## begin Records to use
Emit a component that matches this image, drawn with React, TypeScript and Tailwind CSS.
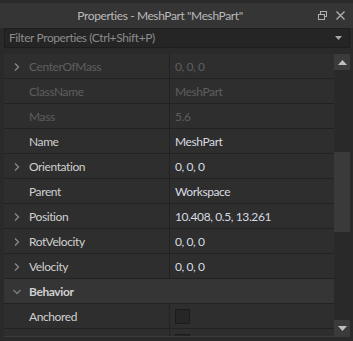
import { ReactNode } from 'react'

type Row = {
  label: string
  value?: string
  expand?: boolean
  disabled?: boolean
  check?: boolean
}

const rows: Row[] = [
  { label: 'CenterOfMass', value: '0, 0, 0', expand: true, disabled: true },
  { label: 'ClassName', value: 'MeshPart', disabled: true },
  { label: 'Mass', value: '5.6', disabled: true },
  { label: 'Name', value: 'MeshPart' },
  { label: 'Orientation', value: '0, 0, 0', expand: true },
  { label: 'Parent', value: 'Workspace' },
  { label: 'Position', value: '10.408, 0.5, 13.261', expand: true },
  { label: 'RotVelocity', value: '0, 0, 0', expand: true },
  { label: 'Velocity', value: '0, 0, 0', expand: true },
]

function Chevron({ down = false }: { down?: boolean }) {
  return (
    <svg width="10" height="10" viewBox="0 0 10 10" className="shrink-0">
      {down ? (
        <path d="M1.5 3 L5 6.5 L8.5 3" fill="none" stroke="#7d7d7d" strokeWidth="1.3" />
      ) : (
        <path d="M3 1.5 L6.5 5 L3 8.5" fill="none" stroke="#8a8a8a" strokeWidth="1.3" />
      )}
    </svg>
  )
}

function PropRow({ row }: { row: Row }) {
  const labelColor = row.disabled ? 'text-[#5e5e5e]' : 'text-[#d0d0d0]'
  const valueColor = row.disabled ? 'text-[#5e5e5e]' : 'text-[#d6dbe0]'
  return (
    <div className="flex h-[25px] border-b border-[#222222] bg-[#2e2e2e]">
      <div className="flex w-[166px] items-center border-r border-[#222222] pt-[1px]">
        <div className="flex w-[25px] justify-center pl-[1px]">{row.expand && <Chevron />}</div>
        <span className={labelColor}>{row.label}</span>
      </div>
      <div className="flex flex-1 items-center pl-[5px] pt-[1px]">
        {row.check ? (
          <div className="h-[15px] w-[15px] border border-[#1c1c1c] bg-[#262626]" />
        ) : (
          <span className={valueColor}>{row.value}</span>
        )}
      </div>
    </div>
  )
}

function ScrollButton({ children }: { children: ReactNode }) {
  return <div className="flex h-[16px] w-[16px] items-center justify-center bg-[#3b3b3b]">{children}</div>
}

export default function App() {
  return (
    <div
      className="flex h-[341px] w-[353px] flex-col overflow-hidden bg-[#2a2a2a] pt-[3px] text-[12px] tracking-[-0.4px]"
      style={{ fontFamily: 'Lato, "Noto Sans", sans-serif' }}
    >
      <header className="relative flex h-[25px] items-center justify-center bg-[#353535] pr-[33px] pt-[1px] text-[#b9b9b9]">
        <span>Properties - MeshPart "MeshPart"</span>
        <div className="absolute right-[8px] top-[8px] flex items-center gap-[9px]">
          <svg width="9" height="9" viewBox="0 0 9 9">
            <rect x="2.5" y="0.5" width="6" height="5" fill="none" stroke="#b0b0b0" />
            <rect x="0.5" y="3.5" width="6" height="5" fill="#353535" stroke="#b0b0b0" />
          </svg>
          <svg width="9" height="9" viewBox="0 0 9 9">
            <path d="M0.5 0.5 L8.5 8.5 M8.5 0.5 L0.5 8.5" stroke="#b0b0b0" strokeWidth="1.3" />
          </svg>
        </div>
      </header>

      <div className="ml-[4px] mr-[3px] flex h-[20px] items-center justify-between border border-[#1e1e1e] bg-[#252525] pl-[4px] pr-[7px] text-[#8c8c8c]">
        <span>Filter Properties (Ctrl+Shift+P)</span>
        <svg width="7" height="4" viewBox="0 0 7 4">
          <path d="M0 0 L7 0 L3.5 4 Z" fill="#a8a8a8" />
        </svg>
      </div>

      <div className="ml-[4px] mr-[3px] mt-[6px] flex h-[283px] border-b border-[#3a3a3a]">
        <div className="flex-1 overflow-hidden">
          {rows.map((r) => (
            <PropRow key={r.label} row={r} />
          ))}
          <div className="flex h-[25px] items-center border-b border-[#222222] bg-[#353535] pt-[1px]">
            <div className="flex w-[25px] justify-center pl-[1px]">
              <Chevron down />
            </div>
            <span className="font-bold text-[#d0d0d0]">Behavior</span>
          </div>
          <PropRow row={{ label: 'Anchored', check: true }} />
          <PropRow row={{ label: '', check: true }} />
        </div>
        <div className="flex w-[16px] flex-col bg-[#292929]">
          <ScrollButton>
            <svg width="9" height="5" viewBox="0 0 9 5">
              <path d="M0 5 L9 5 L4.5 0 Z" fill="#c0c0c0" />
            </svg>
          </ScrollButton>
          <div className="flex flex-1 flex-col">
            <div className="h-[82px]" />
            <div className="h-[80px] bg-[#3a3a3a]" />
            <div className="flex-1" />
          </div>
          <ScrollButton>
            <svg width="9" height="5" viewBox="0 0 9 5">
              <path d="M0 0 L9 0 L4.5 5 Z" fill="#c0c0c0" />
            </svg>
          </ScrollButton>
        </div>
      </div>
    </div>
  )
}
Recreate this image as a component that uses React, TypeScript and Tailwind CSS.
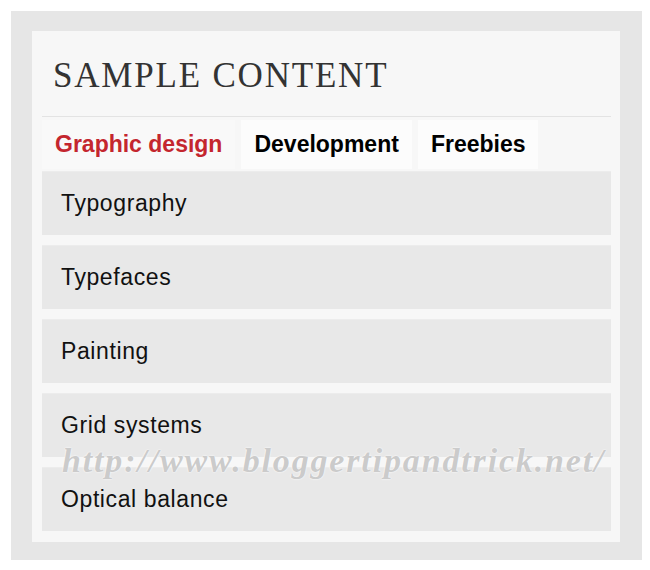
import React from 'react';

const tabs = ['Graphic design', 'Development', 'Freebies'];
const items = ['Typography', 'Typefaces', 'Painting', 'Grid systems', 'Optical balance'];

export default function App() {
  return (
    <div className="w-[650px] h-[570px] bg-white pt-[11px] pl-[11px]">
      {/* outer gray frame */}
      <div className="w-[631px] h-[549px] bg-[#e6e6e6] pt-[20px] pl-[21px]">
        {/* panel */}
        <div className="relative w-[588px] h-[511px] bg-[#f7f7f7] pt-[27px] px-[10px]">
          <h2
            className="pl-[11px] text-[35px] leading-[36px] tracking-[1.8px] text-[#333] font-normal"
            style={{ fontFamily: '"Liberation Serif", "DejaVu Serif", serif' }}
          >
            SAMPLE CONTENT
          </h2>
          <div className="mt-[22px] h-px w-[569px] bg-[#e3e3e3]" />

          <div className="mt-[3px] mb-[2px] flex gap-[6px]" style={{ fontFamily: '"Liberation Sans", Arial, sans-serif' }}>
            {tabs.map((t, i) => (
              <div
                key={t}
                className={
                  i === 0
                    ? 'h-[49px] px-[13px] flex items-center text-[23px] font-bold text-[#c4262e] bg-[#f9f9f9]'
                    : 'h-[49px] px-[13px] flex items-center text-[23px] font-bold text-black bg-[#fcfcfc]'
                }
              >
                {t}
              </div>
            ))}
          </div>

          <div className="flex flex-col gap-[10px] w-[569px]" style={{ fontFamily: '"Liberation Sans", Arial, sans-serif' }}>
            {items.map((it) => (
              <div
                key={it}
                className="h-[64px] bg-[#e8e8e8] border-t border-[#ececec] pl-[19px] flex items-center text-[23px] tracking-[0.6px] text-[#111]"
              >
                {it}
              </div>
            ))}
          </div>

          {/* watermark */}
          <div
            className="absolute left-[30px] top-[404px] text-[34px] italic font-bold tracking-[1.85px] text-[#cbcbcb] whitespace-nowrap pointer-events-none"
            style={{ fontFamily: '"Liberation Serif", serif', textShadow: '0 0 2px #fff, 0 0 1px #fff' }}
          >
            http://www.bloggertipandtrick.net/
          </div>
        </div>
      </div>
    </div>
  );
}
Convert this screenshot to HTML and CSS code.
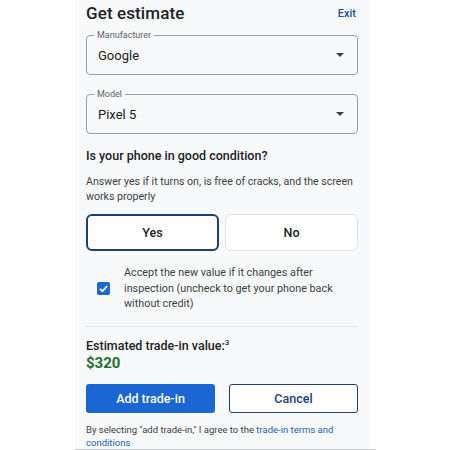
## end Records to use
Task directions> Write out the records above once more, word for word, with no pictures.

Solution to this exercise>
Emit a component that matches this image, drawn with React, TypeScript and Tailwind CSS.
import { ReactNode } from 'react'

type Row = {
  label: string
  value?: string
  expand?: boolean
  disabled?: boolean
  check?: boolean
}

const rows: Row[] = [
  { label: 'CenterOfMass', value: '0, 0, 0', expand: true, disabled: true },
  { label: 'ClassName', value: 'MeshPart', disabled: true },
  { label: 'Mass', value: '5.6', disabled: true },
  { label: 'Name', value: 'MeshPart' },
  { label: 'Orientation', value: '0, 0, 0', expand: true },
  { label: 'Parent', value: 'Workspace' },
  { label: 'Position', value: '10.408, 0.5, 13.261', expand: true },
  { label: 'RotVelocity', value: '0, 0, 0', expand: true },
  { label: 'Velocity', value: '0, 0, 0', expand: true },
]

function Chevron({ down = false }: { down?: boolean }) {
  return (
    <svg width="10" height="10" viewBox="0 0 10 10" className="shrink-0">
      {down ? (
        <path d="M1.5 3 L5 6.5 L8.5 3" fill="none" stroke="#7d7d7d" strokeWidth="1.3" />
      ) : (
        <path d="M3 1.5 L6.5 5 L3 8.5" fill="none" stroke="#8a8a8a" strokeWidth="1.3" />
      )}
    </svg>
  )
}

function PropRow({ row }: { row: Row }) {
  const labelColor = row.disabled ? 'text-[#5e5e5e]' : 'text-[#d0d0d0]'
  const valueColor = row.disabled ? 'text-[#5e5e5e]' : 'text-[#d6dbe0]'
  return (
    <div className="flex h-[25px] border-b border-[#222222] bg-[#2e2e2e]">
      <div className="flex w-[166px] items-center border-r border-[#222222] pt-[1px]">
        <div className="flex w-[25px] justify-center pl-[1px]">{row.expand && <Chevron />}</div>
        <span className={labelColor}>{row.label}</span>
      </div>
      <div className="flex flex-1 items-center pl-[5px] pt-[1px]">
        {row.check ? (
          <div className="h-[15px] w-[15px] border border-[#1c1c1c] bg-[#262626]" />
        ) : (
          <span className={valueColor}>{row.value}</span>
        )}
      </div>
    </div>
  )
}

function ScrollButton({ children }: { children: ReactNode }) {
  return <div className="flex h-[16px] w-[16px] items-center justify-center bg-[#3b3b3b]">{children}</div>
}

export default function App() {
  return (
    <div
      className="flex h-[341px] w-[353px] flex-col overflow-hidden bg-[#2a2a2a] pt-[3px] text-[12px] tracking-[-0.4px]"
      style={{ fontFamily: 'Lato, "Noto Sans", sans-serif' }}
    >
      <header className="relative flex h-[25px] items-center justify-center bg-[#353535] pr-[33px] pt-[1px] text-[#b9b9b9]">
        <span>Properties - MeshPart "MeshPart"</span>
        <div className="absolute right-[8px] top-[8px] flex items-center gap-[9px]">
          <svg width="9" height="9" viewBox="0 0 9 9">
            <rect x="2.5" y="0.5" width="6" height="5" fill="none" stroke="#b0b0b0" />
            <rect x="0.5" y="3.5" width="6" height="5" fill="#353535" stroke="#b0b0b0" />
          </svg>
          <svg width="9" height="9" viewBox="0 0 9 9">
            <path d="M0.5 0.5 L8.5 8.5 M8.5 0.5 L0.5 8.5" stroke="#b0b0b0" strokeWidth="1.3" />
          </svg>
        </div>
      </header>

      <div className="ml-[4px] mr-[3px] flex h-[20px] items-center justify-between border border-[#1e1e1e] bg-[#252525] pl-[4px] pr-[7px] text-[#8c8c8c]">
        <span>Filter Properties (Ctrl+Shift+P)</span>
        <svg width="7" height="4" viewBox="0 0 7 4">
          <path d="M0 0 L7 0 L3.5 4 Z" fill="#a8a8a8" />
        </svg>
      </div>

      <div className="ml-[4px] mr-[3px] mt-[6px] flex h-[283px] border-b border-[#3a3a3a]">
        <div className="flex-1 overflow-hidden">
          {rows.map((r) => (
            <PropRow key={r.label} row={r} />
          ))}
          <div className="flex h-[25px] items-center border-b border-[#222222] bg-[#353535] pt-[1px]">
            <div className="flex w-[25px] justify-center pl-[1px]">
              <Chevron down />
            </div>
            <span className="font-bold text-[#d0d0d0]">Behavior</span>
          </div>
          <PropRow row={{ label: 'Anchored', check: true }} />
          <PropRow row={{ label: '', check: true }} />
        </div>
        <div className="flex w-[16px] flex-col bg-[#292929]">
          <ScrollButton>
            <svg width="9" height="5" viewBox="0 0 9 5">
              <path d="M0 5 L9 5 L4.5 0 Z" fill="#c0c0c0" />
            </svg>
          </ScrollButton>
          <div className="flex flex-1 flex-col">
            <div className="h-[82px]" />
            <div className="h-[80px] bg-[#3a3a3a]" />
            <div className="flex-1" />
          </div>
          <ScrollButton>
            <svg width="9" height="5" viewBox="0 0 9 5">
              <path d="M0 0 L9 0 L4.5 5 Z" fill="#c0c0c0" />
            </svg>
          </ScrollButton>
        </div>
      </div>
    </div>
  )
}
Recreate this image as a component that uses React, TypeScript and Tailwind CSS.
import React from 'react';

const tabs = ['Graphic design', 'Development', 'Freebies'];
const items = ['Typography', 'Typefaces', 'Painting', 'Grid systems', 'Optical balance'];

export default function App() {
  return (
    <div className="w-[650px] h-[570px] bg-white pt-[11px] pl-[11px]">
      {/* outer gray frame */}
      <div className="w-[631px] h-[549px] bg-[#e6e6e6] pt-[20px] pl-[21px]">
        {/* panel */}
        <div className="relative w-[588px] h-[511px] bg-[#f7f7f7] pt-[27px] px-[10px]">
          <h2
            className="pl-[11px] text-[35px] leading-[36px] tracking-[1.8px] text-[#333] font-normal"
            style={{ fontFamily: '"Liberation Serif", "DejaVu Serif", serif' }}
          >
            SAMPLE CONTENT
          </h2>
          <div className="mt-[22px] h-px w-[569px] bg-[#e3e3e3]" />

          <div className="mt-[3px] mb-[2px] flex gap-[6px]" style={{ fontFamily: '"Liberation Sans", Arial, sans-serif' }}>
            {tabs.map((t, i) => (
              <div
                key={t}
                className={
                  i === 0
                    ? 'h-[49px] px-[13px] flex items-center text-[23px] font-bold text-[#c4262e] bg-[#f9f9f9]'
                    : 'h-[49px] px-[13px] flex items-center text-[23px] font-bold text-black bg-[#fcfcfc]'
                }
              >
                {t}
              </div>
            ))}
          </div>

          <div className="flex flex-col gap-[10px] w-[569px]" style={{ fontFamily: '"Liberation Sans", Arial, sans-serif' }}>
            {items.map((it) => (
              <div
                key={it}
                className="h-[64px] bg-[#e8e8e8] border-t border-[#ececec] pl-[19px] flex items-center text-[23px] tracking-[0.6px] text-[#111]"
              >
                {it}
              </div>
            ))}
          </div>

          {/* watermark */}
          <div
            className="absolute left-[30px] top-[404px] text-[34px] italic font-bold tracking-[1.85px] text-[#cbcbcb] whitespace-nowrap pointer-events-none"
            style={{ fontFamily: '"Liberation Serif", serif', textShadow: '0 0 2px #fff, 0 0 1px #fff' }}
          >
            http://www.bloggertipandtrick.net/
          </div>
        </div>
      </div>
    </div>
  );
}
Convert this screenshot to HTML and CSS code.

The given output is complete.